## START

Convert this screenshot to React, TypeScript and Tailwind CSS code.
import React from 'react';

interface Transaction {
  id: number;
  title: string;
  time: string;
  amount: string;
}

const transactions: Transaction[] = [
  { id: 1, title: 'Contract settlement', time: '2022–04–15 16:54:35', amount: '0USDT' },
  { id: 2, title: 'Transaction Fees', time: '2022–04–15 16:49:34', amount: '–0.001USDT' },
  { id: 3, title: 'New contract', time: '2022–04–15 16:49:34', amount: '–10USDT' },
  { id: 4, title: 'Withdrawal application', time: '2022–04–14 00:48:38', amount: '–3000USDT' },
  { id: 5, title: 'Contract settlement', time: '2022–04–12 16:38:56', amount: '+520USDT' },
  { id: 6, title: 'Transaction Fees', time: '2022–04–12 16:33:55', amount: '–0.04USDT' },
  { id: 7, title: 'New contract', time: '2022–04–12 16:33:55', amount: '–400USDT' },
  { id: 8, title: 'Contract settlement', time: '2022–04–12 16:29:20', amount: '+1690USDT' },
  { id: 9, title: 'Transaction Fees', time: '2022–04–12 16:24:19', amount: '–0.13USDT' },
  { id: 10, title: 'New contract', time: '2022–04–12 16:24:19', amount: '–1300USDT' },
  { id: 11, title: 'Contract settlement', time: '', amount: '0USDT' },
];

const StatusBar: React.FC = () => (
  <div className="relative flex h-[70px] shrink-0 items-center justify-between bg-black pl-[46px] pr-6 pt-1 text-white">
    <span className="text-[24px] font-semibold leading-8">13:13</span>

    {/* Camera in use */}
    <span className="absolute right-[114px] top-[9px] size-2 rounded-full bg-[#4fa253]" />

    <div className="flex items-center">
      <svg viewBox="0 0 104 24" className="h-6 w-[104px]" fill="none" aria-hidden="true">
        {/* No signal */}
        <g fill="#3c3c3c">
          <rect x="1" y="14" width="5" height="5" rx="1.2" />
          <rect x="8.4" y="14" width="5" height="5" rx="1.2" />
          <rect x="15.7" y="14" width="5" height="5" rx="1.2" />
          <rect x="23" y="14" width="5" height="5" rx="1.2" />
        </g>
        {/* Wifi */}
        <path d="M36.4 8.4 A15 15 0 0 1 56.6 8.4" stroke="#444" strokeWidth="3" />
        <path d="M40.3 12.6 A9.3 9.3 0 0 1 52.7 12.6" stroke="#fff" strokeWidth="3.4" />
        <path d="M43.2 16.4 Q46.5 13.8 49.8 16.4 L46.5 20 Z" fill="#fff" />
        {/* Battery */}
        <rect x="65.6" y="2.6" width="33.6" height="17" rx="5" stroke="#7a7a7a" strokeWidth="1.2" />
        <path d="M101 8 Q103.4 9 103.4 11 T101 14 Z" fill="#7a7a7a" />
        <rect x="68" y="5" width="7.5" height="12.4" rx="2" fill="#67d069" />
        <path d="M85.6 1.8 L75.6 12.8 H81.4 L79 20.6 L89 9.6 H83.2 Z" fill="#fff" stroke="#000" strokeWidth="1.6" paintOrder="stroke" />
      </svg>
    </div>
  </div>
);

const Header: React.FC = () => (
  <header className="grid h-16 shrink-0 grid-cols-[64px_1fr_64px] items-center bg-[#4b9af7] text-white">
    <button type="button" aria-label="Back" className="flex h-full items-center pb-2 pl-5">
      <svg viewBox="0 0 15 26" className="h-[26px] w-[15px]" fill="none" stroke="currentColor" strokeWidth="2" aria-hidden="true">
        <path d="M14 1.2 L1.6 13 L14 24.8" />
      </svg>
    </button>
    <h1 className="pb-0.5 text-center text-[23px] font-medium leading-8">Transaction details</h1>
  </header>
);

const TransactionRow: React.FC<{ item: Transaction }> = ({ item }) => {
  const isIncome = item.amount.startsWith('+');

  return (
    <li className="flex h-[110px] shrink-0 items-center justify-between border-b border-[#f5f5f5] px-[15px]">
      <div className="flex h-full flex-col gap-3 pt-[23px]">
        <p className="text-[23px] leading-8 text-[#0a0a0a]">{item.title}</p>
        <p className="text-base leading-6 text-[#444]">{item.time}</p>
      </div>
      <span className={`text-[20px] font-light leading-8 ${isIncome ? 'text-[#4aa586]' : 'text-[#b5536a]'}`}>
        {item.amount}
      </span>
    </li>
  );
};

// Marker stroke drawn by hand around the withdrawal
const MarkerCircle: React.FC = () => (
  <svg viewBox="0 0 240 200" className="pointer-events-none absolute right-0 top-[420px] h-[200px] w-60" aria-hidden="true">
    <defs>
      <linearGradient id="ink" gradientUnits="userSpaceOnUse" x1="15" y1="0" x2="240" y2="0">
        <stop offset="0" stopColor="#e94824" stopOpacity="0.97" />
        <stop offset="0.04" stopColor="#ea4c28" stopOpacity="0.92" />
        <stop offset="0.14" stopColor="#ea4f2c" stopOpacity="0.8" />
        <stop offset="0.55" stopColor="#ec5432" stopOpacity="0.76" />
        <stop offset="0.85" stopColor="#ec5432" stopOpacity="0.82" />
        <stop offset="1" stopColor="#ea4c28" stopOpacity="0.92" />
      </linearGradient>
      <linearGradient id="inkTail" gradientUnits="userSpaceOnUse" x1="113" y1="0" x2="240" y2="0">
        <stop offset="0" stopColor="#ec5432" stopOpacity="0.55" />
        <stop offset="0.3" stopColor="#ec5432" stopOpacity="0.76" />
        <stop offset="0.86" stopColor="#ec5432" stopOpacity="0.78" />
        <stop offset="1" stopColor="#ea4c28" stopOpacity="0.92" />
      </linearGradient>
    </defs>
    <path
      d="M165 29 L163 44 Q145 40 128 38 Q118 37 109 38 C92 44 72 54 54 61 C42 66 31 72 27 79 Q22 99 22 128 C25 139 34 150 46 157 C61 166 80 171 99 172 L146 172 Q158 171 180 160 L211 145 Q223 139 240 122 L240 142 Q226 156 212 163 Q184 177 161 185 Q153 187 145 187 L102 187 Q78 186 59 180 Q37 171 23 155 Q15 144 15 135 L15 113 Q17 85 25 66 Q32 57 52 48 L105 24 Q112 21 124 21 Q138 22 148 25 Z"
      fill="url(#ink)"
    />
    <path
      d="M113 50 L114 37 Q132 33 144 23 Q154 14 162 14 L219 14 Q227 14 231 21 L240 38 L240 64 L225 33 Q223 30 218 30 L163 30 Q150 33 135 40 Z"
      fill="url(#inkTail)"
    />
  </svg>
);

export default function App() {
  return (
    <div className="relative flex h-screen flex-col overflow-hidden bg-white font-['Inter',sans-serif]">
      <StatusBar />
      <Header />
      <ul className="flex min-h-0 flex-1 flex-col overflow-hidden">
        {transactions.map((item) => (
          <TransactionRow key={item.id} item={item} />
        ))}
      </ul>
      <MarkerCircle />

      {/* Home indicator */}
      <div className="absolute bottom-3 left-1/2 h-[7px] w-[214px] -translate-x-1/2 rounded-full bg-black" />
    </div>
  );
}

## END

### Exercise requirements
Answer with one number only: how many lines above contain the word "React".

### Full response
6